Photos snapped by an Associated Press photographer of a pregnant woman at a demolished Mariupol hospital which Western media claimed had been “bombed by Russian forces” spread like wildfire, with US and European officials and media characterising the incident as evidence of Russian “war crimes”.
The Russian MoD dismissed the allegations.Marianna Vyshemirskaya, a Mariupol beauty blogger who has been turned into a symbol by Western media to shore up claims that the Russian military deliberately bombed one of the city’s maternity hospitals on 9 March, has come forward to explain what really took place.
In a series of story posts on her Instagram page, Vyshemirskaya, whose name was erroneously reported as “Vyshegirskaya” in many Western reports, stressed that the hospital was not struck in an air strike, but apparently shelled by artillery.
Vyshemirskaya also explained that immediately after the shelling, photos of her and other women were taken without their permission by an Associated Press reporter wearing military fatigues and a helmet.
“I spent probably 30 minutes near the maternity hospital. This was where I was photographed. I was the last one to be photographed. When I saw the Associated Press reporter taking pictures I asked him to stop because I didn’t want or need this. He answered ‘Yes, yes, okay’, but after I and a policeman who agreed to accompany me to the second floor of the building to get my things came back down he again started snapping us”, the woman said.
According to Vyshemirskaya, even Ukrainian law enforcement told the reporter not to shoot, with the photo correspondent ignoring them at first, before finally leaving after being warned a second time.
“I did not give my permission for my photos to be taken and published. They published them by their own initiative”, Vyshemirskaya stressed.
The woman said that two days after the incident, Associated Press reporters came back and asked her for an interview. “I replied that I am apolitical and did not want to give any interview. They said ‘We are also apolitical, but we’ve published your photos on the Internet’”, she recalled.
That’s when the slew of fakes and information attacks began, she said.
“Because the situation that developed, which they plopped me into –because I never agreed to have my photos published, I was forced to comment, since my situation was considered a fake, that there was nobody in the maternity hospital. I said there were women in labour and pregnant women in the hospital…
They also asked me if there was an air raid. I replied that no one heard an air raid. Explosions took place but there were no noises before or after them [to indicate aircraft]. This information didn’t seem to be to their liking. They cut it out”, she said.

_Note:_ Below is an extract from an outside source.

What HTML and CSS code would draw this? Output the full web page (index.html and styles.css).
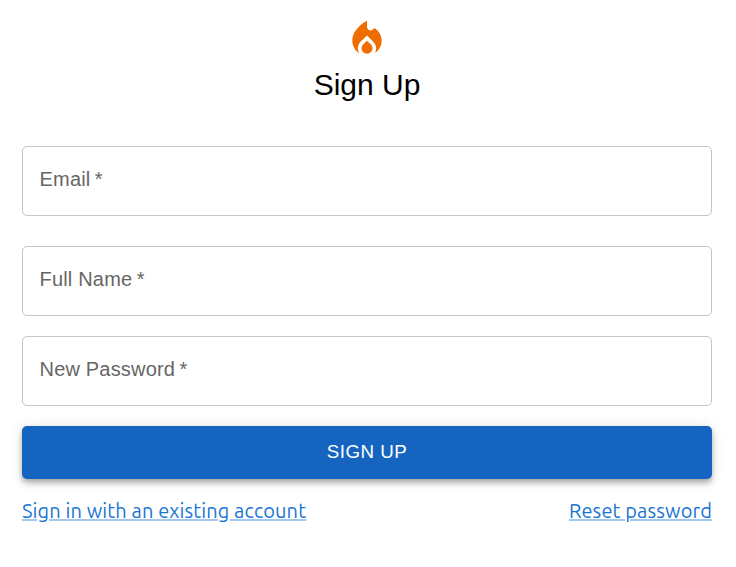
FILE: index.html
```html
<!DOCTYPE html>
<html lang="en">
<head>
<meta charset="utf-8">
<title>Sign Up</title>
<link rel="stylesheet" href="styles.css">
</head>
<body>
<main class="page">
  <svg class="logo" viewBox="0 0 24 24" aria-hidden="true"><path d="M12 12.9l-2.13 2.09c-.56.56-.87 1.29-.87 2.07C9 18.68 10.35 20 12 20s3-1.32 3-2.94c0-.78-.31-1.52-.87-2.07L12 12.9z"/><path d="M16 6l-.44.55C14.38 8.02 12 7.19 12 5.3V2S4 6 4 13c0 2.92 1.56 5.47 3.89 6.86-.56-.79-.89-1.76-.89-2.8 0-1.32.52-2.56 1.47-3.5L12 10.1l3.53 3.47c.95.93 1.47 2.17 1.47 3.5 0 1.02-.31 1.96-.85 2.75 1.89-1.15 3.29-3.06 3.71-5.3.66-3.55-1.07-6.9-3.86-8.52z"/></svg>
  <h1 class="title">Sign Up</h1>
  <form class="form">
    <div class="field field-email">Email<span class="required">*</span></div>
    <div class="field">Full Name<span class="required">*</span></div>
    <div class="field">New Password<span class="required">*</span></div>
    <button class="submit" type="button">SIGN UP</button>
  </form>
  <nav class="links">
    <a class="link link-signin" href="#">Sign in with an existing account</a>
    <a class="link link-reset" href="#">Reset password</a>
  </nav>
</main>
</body>
</html>
```
FILE: styles.css
```css
* { box-sizing: border-box; }
body { margin: 0; background: #fff; font-family: "Liberation Sans", Arial, sans-serif; }
.page { display: flex; flex-direction: column; align-items: center; padding: 17px 24px 0 22px; }
.logo { width: 44px; height: 44px; fill: #ef6c00; }
.title { margin: 4px 0 0; font-size: 30px; font-weight: 400; line-height: 40px; }
.form { display: flex; flex-direction: column; gap: 20px; width: 100%; margin-top: 41px; }
.field { display: flex; align-items: center; gap: 4.4px; height: 70px; padding: 0 17px 4px 16.5px; border: 1px solid #c4c4c4; border-radius: 5px; color: #666; font-size: 20px; letter-spacing: 0.19px; }
.field-email { margin-bottom: 10px; }
.submit { height: 53px; padding: 0 0 2px; border: 0; border-radius: 5px; background: #1565c0; color: #fff; font-family: inherit; font-size: 18.75px; letter-spacing: 0.5px; box-shadow: 0 2.5px 5px -1.25px rgba(0,0,0,.2), 0 5px 6.25px rgba(0,0,0,.14), 0 1.25px 12.5px rgba(0,0,0,.12); }
.links { display: flex; justify-content: space-between; width: 100%; margin-top: 18px; font-family: Ubuntu, "Noto Sans", sans-serif; font-size: 20px; line-height: 28px; letter-spacing: 0.12px; }
.link { color: #1976d2; text-decoration-color: rgba(25,118,210,.4); }
```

In a separate interview published Saturday, Marianna said she and her husband went to Mariupol’s Maternity Hospital # 3 after being rejected by Maternity Hospital #2, which was not accepting patients, and Maternity Hospital #1, which she said had been “occupied by the military”.Russian Ambassador to the UN Vasily Nebenzya mentioned Ukrainian troops’ occupation of Maternity Hospital #1 in an address on 7 March.
‘Information Provocation’
Four people were killed, one baby died as a stillbirth, and at least 17 others were injured in the Mariupol hospital attack.
EU foreign policy chief Josep Borrell called the incident a “heinous war crime” by Russia. Ukrainian President Volodymyr Zelensky said it was evidence that “a genocide of Ukrainians is taking place”.
Russian Defence Ministry spokesman Igor Konashenkov dismissed claims of Russian involvement as an “information provocation by Kiev”, noting that a ceasefire regime had been declared by Russian forces on 9 March to allow for the evacuation of Mariupol’s residents, and that Russian aircraft did not take to the skies over the city that day. The Russian military also warned repeatedly about the presence of Ukrainian troops and neo-Nazi Azov militants at the city’s hospitals.
After being published by the AP on 10 March, photos of a battered Marianna carrying a blanket against the backdrop of the bombed out hospital spread like wildfire online. The news agency ran the story with the lead: “A Russian airstrike devastated a maternity hospital Wednesday in the besieged port city of Mariupol amid growing warnings from the West that Moscow’s invasion is about to take a more brutal and indiscriminate turn”.
The photos were immediately picked up and used extensively by a host of other outlets, from the BBC and CNN to The Guardian, The Mirror, and a host of other outlets as a symbol of “Russian torture and brutality”. An ill-fated series of tweets by the Russian Embassy in the UK saying that the incident appeared staged sparked further outrage, and ultimately prompted Twitter to remove them.
Vyshemirskaya’s story is the latest in an increasingly dense ecosystem of fakes, misinformation, and disinformation which has appeared online during the Ukraine crisis, from the legend of Snake Island, where the Ukrainian troops that Russia was feared to have indiscriminately cut down later appeared alive and well in Crimea, to the famous “Ghost of Kiev”, the mythical Ukrainian fighter ace reported to have shot down an innumerable number of Russian planes.